Амелия сделала глубокий вдох. Я могла слышать прямо в ее мозгу, что ей было страшно допустить нас ту область своей жизни, которую она собиралась нам сейчас открыть.
— Я, ну, это… Я пошла поговорить с папой по поводу восстановления кровли. Теперь у нас такая же синяя крыша, как у половины домов вокруг.
Голубой пластик, который покрывал поврежденные крыши, был новой нормой в Нью-Орлеане.
Это был первый случай, когда Амелия упомянула о своей семье при мне более, чем в самом общем виде. Я узнала гораздо больше из ее мыслей, чем из рассказа, и нужно было быть очень осторожной, чтобы не смешивать эти два источника в разговоре.

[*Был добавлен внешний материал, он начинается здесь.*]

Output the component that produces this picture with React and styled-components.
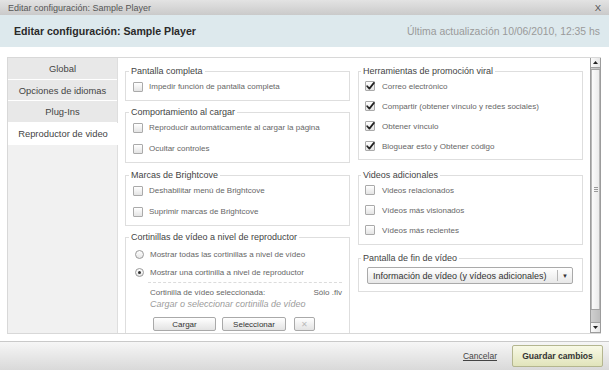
import React from "react";
import styled, { createGlobalStyle } from "styled-components";

const GlobalStyle = createGlobalStyle`
  html, body { margin: 0; padding: 0; }
  body {
    width: 609px; height: 370px; overflow: hidden; background: #fff;
    font-family: "Liberation Sans", Arial, sans-serif;
  }
  * { box-sizing: border-box; }
`;

const Dialog = styled.div`
  width: 609px; height: 370px; display: flex; flex-direction: column;
`;

const TitleBar = styled.div`
  height: 15px; flex: none; display: flex; align-items: center;
  justify-content: space-between; padding: 0 8px 0 8px;
  background: linear-gradient(#e3e3e3, #cacaca);
  color: #555; font-size: 9px;
`;

const Close = styled.span`
  font-size: 9.5px; color: #555;
`;

const Header = styled.div`
  height: 32px; flex: none; display: flex; align-items: center;
  justify-content: space-between; padding: 0 9px 0 14px;
  background: #dde9ed;
`;

const Heading = styled.h1`
  margin: 0; font-size: 10.6px; font-weight: bold; color: #2a2a2a;
`;

const Updated = styled.span`
  font-size: 10.4px; color: #9a9a9a;
`;

const Body = styled.div`
  flex: 1; display: flex; padding: 10px 8px 7px 7px; min-height: 0;
`;

const Panel = styled.div`
  flex: 1; display: flex; border: 1px solid #d8d8d8; border-right: none;
  overflow: hidden;
`;

const TabColumn = styled.nav`
  width: 110px; flex: none; display: flex; flex-direction: column;
  background: #f1f1f1; border-right: 1px solid #dedede;
`;

const Tab = styled.div`
  height: 21.7px; flex: none; display: flex; align-items: center; justify-content: center;
  font-size: 9.4px; color: #444;
  background: ${(p) => (p.$active ? "#fff" : "#e8e8e8")};
  border-bottom: 1px solid #fff;
  margin-right: ${(p) => (p.$active ? "-1px" : "0")};
`;

const Content = styled.div`
  flex: 1; display: grid; grid-template-columns: 225px 225px; column-gap: 8px;
  padding: 8px 0 0 7px; align-content: start; align-items: start; overflow: hidden;
`;

const Column = styled.div`
  display: flex; flex-direction: column;
`;

const Group = styled.fieldset`
  margin: ${(p) => p.$mt || 0}px 0 0 0;
  padding: 0 ${(p) => p.$px || 7}px ${(p) => p.$pb || 3}px;
  border: 1px solid #dedede; min-width: 0;
`;

const Legend = styled.legend`
  font-size: 9px; line-height: 10px; color: #444; padding: 0 2px; margin-left: -4px;
`;

const Option = styled.label`
  display: flex; align-items: center; height: ${(p) => p.$h || 21}px;
  gap: ${(p) => p.$gap || 6}px; font-size: 8px; color: #666;
`;

const Box = styled.span`
  width: 10px; height: 10px; flex: none; display: grid; place-items: center;
  border: 1px solid #aaa; border-radius: 1px;
  background: linear-gradient(#ffffff, #e4e4e4);
`;

const Radio = styled.span`
  width: 9px; height: 9px; flex: none; margin-left: 2px; border-radius: 50%;
  border: 1px solid #9a9a9a; display: grid; place-items: center;
  background: linear-gradient(#ffffff, #e6e6e6);
  &::after {
    content: ""; width: 3px; height: 3px; border-radius: 50%;
    background: ${(p) => (p.$on ? "#333" : "transparent")};
  }
`;

const Selected = styled.div`
  margin: 1px 0 0 15px; border-top: 1px dashed #dcdcdc; padding-top: 4px;
`;

const InfoLine = styled.div`
  display: flex; justify-content: space-between; padding-left: 2px;
  font-size: 8px; line-height: 12px; color: #666;
`;

const Hint = styled.div`
  padding-left: 2px; font-size: 9px; line-height: 11px; font-style: italic; color: #9c9c9c;
`;

const ButtonRow = styled.div`
  display: flex; gap: 6px; margin-top: 7px; padding-left: 5px;
`;

const Btn = styled.button`
  width: ${(p) => p.$w}px; height: 14px; padding: 0; margin-left: ${(p) => p.$ml || 0}px;
  border: 1px solid #a9a9a9; border-radius: 2px;
  background: linear-gradient(#ffffff, #e3e3e3);
  font-family: inherit; font-size: 8px; color: ${(p) => (p.$disabled ? "#bbb" : "#333")};
`;

const Select = styled.div`
  margin: 4px 3px 0 2px; height: 17px; display: flex;
  border: 1px solid #aaa; border-radius: 2px;
  background: linear-gradient(#ffffff, #e8e8e8);
`;

const SelectText = styled.span`
  flex: 1; display: flex; align-items: center; padding-left: 5px;
  font-size: 9px; color: #333; white-space: nowrap;
`;

const SelectArrow = styled.span`
  width: 15px; flex: none; margin: 2px 0; border-left: 1px solid #b5b5b5;
  display: grid; place-items: center; font-size: 6px; color: #333;
`;

const Scrollbar = styled.div`
  width: 11px; flex: none; display: flex; flex-direction: column;
  border: 1px solid #9c9c9c; border-top: none; background: #eeeeee;
`;

const Arrow = styled.div`
  height: 10px; flex: none; display: grid; place-items: center;
  background: linear-gradient(90deg, #fbfbfb, #e6e6e6);
  border-top: ${(p) => (p.$down ? "1px solid #a0a0a0" : "none")};
  border-bottom: ${(p) => (p.$down ? "none" : "1px solid #a0a0a0")};
`;

const Track = styled.div`
  flex: 1; display: flex; flex-direction: column;
  background: linear-gradient(90deg, #cfcfcf, #bdbdbd);
`;

const Thumb = styled.div`
  margin-top: 1px; height: 241px; display: grid; place-items: center;
  border: 1px solid #a3a3a3; border-left: none; border-right: none;
  background: linear-gradient(90deg, #fdfdfd, #e9e9e9);
  box-shadow: inset 1px 0 0 #b8b8b8, inset -1px 0 0 #b8b8b8;
`;

const Grip = styled.span`
  width: 4px; height: 5px;
  background: repeating-linear-gradient(#999 0 1px, transparent 1px 2px);
`;

const Footer = styled.div`
  height: 29px; flex: none; display: flex; align-items: center; justify-content: flex-end;
  gap: 15px; padding-right: 6px;
  border-top: 1px solid #c9c9c9;
  background: linear-gradient(#f6f6f6, #d9d9d9);
`;

const CancelLink = styled.a`
  font-size: 8.5px; color: #444; text-decoration: underline;
`;

const SaveButton = styled.button`
  width: 91px; height: 22px; padding: 0;
  border: 1px solid #b4b68f; border-radius: 2px;
  background: linear-gradient(#f8f9e6, #e1e4bb);
  font-family: inherit; font-size: 8.6px; font-weight: bold; color: #333;
`;

const Check = () => (
  <svg width="9" height="8" viewBox="0 0 9 8">
    <path d="M1.2 4.2 L3.4 6.6 L7.9 0.9" fill="none" stroke="#222" strokeWidth="1.7" strokeLinecap="round" strokeLinejoin="round" />
  </svg>
);

const Tri = ({ down }) => (
  <svg width="5" height="3" viewBox="0 0 5 3">
    <path d={down ? "M0 0 L5 0 L2.5 3 Z" : "M0 3 L5 3 L2.5 0 Z"} fill="#222" />
  </svg>
);

const CheckOption = ({ checked, label, h, gap }) => (
  <Option $h={h} $gap={gap}>
    <Box>{checked && <Check />}</Box>
    {label}
  </Option>
);

const tabs = ["Global", "Opciones de idiomas", "Plug-Ins", "Reproductor de video"];

export default function App() {
  return (
    <>
      <GlobalStyle />
      <Dialog>
        <TitleBar>
          <span>Editar configuración: Sample Player</span>
          <Close>X</Close>
        </TitleBar>
        <Header>
          <Heading>Editar configuración: Sample Player</Heading>
          <Updated>Última actualización 10/06/2010, 12:35 hs</Updated>
        </Header>
        <Body>
          <Panel>
            <TabColumn>
              {tabs.map((t, i) => (
                <Tab key={t} $active={i === 3}>{t}</Tab>
              ))}
            </TabColumn>
            <Content>
              <Column>
                <Group>
                  <Legend>Pantalla completa</Legend>
                  <CheckOption label="Impedir función de pantalla completa" />
                </Group>
                <Group $mt={6}>
                  <Legend>Comportamiento al cargar</Legend>
                  <CheckOption label="Reproducir automáticamente al cargar la página" />
                  <CheckOption label="Ocultar controles" />
                </Group>
                <Group $mt={7}>
                  <Legend>Marcas de Brightcove</Legend>
                  <CheckOption label="Deshabilitar menú de Brightcove" />
                  <CheckOption label="Suprimir marcas de Brightcove" />
                </Group>
                <Group $mt={6} $pb={10}>
                  <Legend>Cortinillas de vídeo a nivel de reproductor</Legend>
                  <div style={{ height: 3 }} />
                  <Option $h={18}>
                    <Radio />
                    Mostrar todas las cortinillas a nivel de vídeo
                  </Option>
                  <Option $h={18}>
                    <Radio $on />
                    Mostrar una cortinilla a nivel de reproductor
                  </Option>
                  <Selected>
                    <InfoLine>
                      <span>Cortinilla de vídeo seleccionada:</span>
                      <span>Sólo .flv</span>
                    </InfoLine>
                    <Hint>Cargar o seleccionar cortinilla de vídeo</Hint>
                    <ButtonRow>
                      <Btn $w={63}>Cargar</Btn>
                      <Btn $w={64}>Seleccionar</Btn>
                      <Btn $w={21} $ml={2} $disabled>✕</Btn>
                    </ButtonRow>
                  </Selected>
                </Group>
              </Column>
              <Column>
                <Group $px={6}>
                  <Legend>Herramientas de promoción viral</Legend>
                  <CheckOption checked h={20} gap={7} label="Correo electrónico" />
                  <CheckOption checked h={20} gap={7} label="Compartir (obtener vínculo y redes sociales)" />
                  <CheckOption checked h={20} gap={7} label="Obtener vínculo" />
                  <CheckOption checked h={20} gap={7} label="Bloguear esto y Obtener código" />
                </Group>
                <Group $mt={10} $px={6} $pb={4}>
                  <Legend>Videos adicionales</Legend>
                  <CheckOption h={20} gap={7} label="Videos relacionados" />
                  <CheckOption h={20} gap={7} label="Vídeos más visionados" />
                  <CheckOption h={20} gap={7} label="Vídeos más recientes" />
                </Group>
                <Group $mt={8} $px={6} $pb={7}>
                  <Legend>Pantalla de fin de vídeo</Legend>
                  <Select>
                    <SelectText>Información de vídeo (y vídeos adicionales)</SelectText>
                    <SelectArrow>▼</SelectArrow>
                  </Select>
                </Group>
              </Column>
            </Content>
            <Scrollbar>
              <Arrow><Tri /></Arrow>
              <Track>
                <Thumb><Grip /></Thumb>
              </Track>
              <Arrow $down><Tri down /></Arrow>
            </Scrollbar>
          </Panel>
        </Body>
        <Footer>
          <CancelLink href="#">Cancelar</CancelLink>
          <SaveButton>Guardar cambios</SaveButton>
        </Footer>
      </Dialog>
    </>
  );
}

Я могла увидеть образ ее отца в ее голове, и смесь любви и обиды в ее мыслях создавало полную мешанину.
— Твой отец собирается отремонтировать твой дом? — спросил Куинн небрежно.
Он копался в Tupperware’вской коробочке, в которой я хранила любые печеньки, которым случалось гостить у меня — они были не частым явлением, поскольку у меня есть тенденция толстеть, когда в доме есть сладости. У Амелии не было такой проблемы, она держала в коробочке несколько видов печенья Keebler, которыми и предложила Куинну себя побаловать.
Амелия кивнула. Казалось, она была очарованна мехом Боба гораздо в большей степени, чем до этого момента.
— Да, он направил туда бригаду рабочих, — сказала она.
Это было новостью для меня.
— Хм, и кто твой отец? — спросил Куинн, придерживаясь той же прямолинейной стратегии. До сих пор это работало на него.